Given request:
Return exactly the lines of the data below, from the one that contains "Generate a standalone" through the final line, and leave out every picture.

Records provided:
◇ ◇ ◇ ◇

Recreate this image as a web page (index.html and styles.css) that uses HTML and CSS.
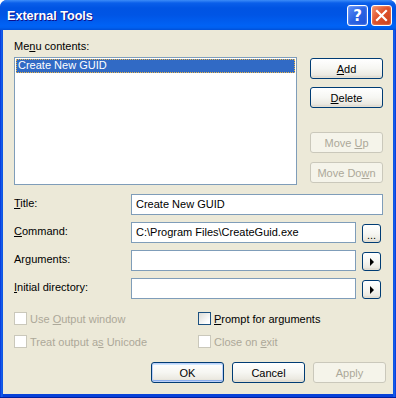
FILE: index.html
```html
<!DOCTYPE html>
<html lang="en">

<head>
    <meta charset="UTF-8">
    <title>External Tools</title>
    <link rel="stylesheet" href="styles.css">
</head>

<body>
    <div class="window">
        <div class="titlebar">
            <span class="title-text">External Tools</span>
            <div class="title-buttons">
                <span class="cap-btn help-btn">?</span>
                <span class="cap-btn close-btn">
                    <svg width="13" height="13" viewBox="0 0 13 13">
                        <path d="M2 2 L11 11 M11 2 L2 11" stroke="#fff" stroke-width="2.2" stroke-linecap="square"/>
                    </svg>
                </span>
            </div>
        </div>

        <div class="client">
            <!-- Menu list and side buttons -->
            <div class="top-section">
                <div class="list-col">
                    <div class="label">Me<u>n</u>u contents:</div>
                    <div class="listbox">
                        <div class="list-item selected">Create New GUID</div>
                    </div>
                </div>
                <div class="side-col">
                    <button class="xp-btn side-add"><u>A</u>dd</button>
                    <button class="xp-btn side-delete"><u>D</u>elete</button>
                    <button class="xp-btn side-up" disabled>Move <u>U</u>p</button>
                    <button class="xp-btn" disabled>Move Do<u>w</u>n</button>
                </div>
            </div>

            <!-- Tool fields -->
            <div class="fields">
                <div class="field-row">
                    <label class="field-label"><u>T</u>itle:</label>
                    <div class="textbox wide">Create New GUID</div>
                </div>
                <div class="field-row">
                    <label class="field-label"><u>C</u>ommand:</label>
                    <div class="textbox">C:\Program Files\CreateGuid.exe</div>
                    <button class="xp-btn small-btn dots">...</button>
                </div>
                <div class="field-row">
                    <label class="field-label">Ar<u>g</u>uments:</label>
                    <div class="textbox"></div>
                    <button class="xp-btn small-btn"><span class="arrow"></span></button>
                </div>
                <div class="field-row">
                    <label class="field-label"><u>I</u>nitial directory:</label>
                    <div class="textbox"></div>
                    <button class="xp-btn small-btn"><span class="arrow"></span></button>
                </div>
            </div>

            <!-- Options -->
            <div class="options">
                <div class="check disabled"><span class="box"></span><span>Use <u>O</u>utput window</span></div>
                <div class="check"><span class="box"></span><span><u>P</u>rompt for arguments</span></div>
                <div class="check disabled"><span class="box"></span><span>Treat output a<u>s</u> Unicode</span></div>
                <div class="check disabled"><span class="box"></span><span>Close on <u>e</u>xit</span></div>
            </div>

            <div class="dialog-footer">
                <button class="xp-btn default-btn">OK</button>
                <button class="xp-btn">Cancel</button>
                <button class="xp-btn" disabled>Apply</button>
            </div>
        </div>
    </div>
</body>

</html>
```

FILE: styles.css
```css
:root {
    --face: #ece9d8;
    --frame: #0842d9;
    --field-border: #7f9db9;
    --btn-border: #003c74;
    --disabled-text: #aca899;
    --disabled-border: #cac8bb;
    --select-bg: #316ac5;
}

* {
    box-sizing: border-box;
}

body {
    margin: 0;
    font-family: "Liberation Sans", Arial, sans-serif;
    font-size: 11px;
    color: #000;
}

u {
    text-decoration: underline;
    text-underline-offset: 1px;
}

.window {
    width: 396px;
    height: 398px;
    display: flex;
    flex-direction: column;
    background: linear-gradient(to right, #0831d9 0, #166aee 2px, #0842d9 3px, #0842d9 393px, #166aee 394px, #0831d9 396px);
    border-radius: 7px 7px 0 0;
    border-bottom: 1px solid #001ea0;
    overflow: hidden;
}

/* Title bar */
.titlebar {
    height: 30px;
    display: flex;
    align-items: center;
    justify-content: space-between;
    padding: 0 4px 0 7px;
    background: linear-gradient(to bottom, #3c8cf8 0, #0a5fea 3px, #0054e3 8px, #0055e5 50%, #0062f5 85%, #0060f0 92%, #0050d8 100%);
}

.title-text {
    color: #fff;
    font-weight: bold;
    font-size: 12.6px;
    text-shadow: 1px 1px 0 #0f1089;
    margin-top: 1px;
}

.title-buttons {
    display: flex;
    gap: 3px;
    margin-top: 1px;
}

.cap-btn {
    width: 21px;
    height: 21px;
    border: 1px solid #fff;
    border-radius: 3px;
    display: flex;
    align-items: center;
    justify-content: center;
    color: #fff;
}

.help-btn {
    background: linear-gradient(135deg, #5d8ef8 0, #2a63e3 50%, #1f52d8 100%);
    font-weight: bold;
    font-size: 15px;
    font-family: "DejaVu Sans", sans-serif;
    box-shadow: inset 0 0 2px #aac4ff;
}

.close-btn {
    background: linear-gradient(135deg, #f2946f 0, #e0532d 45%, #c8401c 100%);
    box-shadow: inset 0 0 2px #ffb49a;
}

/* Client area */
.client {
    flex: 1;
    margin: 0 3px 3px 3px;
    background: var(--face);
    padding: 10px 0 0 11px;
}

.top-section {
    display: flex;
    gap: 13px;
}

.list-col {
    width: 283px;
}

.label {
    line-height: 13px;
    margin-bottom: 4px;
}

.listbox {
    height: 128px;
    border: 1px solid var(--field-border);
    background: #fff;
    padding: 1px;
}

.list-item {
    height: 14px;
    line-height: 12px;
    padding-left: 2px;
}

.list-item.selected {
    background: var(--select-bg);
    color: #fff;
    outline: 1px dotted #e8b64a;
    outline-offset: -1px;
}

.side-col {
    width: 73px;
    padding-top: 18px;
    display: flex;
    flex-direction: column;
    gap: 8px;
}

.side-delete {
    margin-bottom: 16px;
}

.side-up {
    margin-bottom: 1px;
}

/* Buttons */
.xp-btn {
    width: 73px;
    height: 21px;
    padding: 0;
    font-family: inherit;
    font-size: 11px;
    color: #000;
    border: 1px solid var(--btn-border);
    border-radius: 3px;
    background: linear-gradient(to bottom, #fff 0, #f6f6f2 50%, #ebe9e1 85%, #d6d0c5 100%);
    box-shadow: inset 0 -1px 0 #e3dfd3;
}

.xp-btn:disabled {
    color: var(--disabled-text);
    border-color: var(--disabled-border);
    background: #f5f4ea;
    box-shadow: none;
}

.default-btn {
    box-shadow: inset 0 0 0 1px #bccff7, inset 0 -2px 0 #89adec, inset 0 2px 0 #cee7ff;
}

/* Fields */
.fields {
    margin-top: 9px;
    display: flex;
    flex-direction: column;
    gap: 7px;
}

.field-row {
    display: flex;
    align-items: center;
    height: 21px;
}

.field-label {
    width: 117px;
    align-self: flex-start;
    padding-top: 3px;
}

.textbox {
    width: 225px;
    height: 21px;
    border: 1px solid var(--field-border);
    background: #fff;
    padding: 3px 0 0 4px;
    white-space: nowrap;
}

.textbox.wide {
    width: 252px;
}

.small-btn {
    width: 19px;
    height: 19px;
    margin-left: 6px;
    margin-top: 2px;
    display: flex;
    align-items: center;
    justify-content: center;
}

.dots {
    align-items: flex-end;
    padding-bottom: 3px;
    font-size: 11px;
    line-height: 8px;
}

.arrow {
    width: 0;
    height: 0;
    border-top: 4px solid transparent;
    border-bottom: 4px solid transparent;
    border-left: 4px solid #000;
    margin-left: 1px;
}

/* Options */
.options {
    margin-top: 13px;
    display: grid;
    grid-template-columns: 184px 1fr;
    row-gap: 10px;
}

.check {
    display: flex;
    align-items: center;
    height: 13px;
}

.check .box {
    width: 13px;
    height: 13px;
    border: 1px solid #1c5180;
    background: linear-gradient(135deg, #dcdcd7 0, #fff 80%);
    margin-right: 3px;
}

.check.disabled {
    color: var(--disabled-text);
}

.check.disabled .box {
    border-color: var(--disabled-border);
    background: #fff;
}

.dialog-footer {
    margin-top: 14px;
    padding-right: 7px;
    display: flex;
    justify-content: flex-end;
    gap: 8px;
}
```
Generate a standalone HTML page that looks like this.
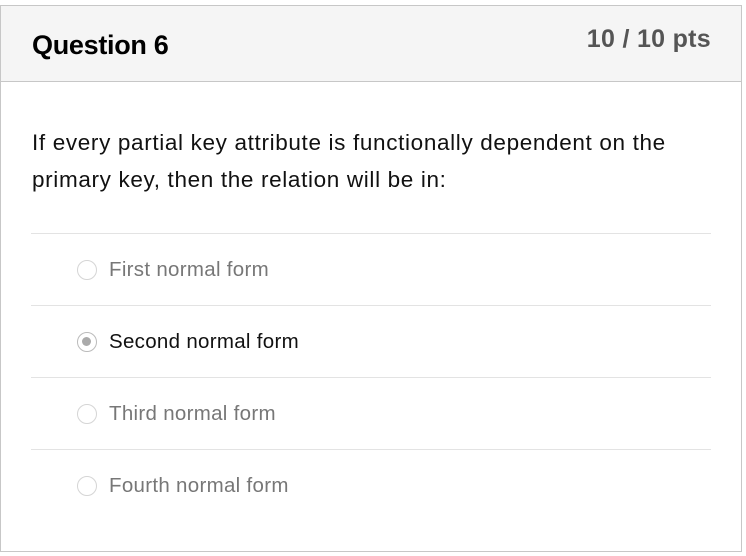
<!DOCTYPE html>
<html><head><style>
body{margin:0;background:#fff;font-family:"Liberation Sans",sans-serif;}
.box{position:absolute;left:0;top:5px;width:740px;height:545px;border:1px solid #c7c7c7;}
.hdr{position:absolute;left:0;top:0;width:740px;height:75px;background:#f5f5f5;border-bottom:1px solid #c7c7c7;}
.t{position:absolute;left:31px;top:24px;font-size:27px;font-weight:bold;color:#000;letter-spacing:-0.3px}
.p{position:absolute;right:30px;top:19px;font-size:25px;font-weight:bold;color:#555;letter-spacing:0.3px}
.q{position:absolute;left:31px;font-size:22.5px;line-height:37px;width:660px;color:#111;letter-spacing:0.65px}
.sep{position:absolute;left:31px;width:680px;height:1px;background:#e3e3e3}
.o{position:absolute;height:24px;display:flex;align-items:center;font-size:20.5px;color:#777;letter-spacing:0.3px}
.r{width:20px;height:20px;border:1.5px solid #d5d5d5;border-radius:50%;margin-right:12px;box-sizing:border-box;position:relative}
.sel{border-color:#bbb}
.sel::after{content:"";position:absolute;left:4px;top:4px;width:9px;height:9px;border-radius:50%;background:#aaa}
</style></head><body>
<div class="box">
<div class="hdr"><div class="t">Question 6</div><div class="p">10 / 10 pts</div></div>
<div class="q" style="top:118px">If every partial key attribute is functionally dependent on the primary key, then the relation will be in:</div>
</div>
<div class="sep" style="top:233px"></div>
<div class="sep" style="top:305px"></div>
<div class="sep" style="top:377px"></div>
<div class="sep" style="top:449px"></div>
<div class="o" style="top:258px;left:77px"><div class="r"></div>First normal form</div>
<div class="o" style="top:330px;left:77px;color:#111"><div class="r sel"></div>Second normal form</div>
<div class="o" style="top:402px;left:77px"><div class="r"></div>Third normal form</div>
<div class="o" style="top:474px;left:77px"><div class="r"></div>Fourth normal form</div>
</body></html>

◇ ◇ ◇ ◇

Answer:
Generate a standalone HTML page that looks like this.
<!DOCTYPE html>
<html><head><style>
body{margin:0;background:#fff;font-family:"Liberation Sans",sans-serif;}
.box{position:absolute;left:0;top:5px;width:740px;height:545px;border:1px solid #c7c7c7;}
.hdr{position:absolute;left:0;top:0;width:740px;height:75px;background:#f5f5f5;border-bottom:1px solid #c7c7c7;}
.t{position:absolute;left:31px;top:24px;font-size:27px;font-weight:bold;color:#000;letter-spacing:-0.3px}
.p{position:absolute;right:30px;top:19px;font-size:25px;font-weight:bold;color:#555;letter-spacing:0.3px}
.q{position:absolute;left:31px;font-size:22.5px;line-height:37px;width:660px;color:#111;letter-spacing:0.65px}
.sep{position:absolute;left:31px;width:680px;height:1px;background:#e3e3e3}
.o{position:absolute;height:24px;display:flex;align-items:center;font-size:20.5px;color:#777;letter-spacing:0.3px}
.r{width:20px;height:20px;border:1.5px solid #d5d5d5;border-radius:50%;margin-right:12px;box-sizing:border-box;position:relative}
.sel{border-color:#bbb}
.sel::after{content:"";position:absolute;left:4px;top:4px;width:9px;height:9px;border-radius:50%;background:#aaa}
</style></head><body>
<div class="box">
<div class="hdr"><div class="t">Question 6</div><div class="p">10 / 10 pts</div></div>
<div class="q" style="top:118px">If every partial key attribute is functionally dependent on the primary key, then the relation will be in:</div>
</div>
<div class="sep" style="top:233px"></div>
<div class="sep" style="top:305px"></div>
<div class="sep" style="top:377px"></div>
<div class="sep" style="top:449px"></div>
<div class="o" style="top:258px;left:77px"><div class="r"></div>First normal form</div>
<div class="o" style="top:330px;left:77px;color:#111"><div class="r sel"></div>Second normal form</div>
<div class="o" style="top:402px;left:77px"><div class="r"></div>Third normal form</div>
<div class="o" style="top:474px;left:77px"><div class="r"></div>Fourth normal form</div>
</body></html>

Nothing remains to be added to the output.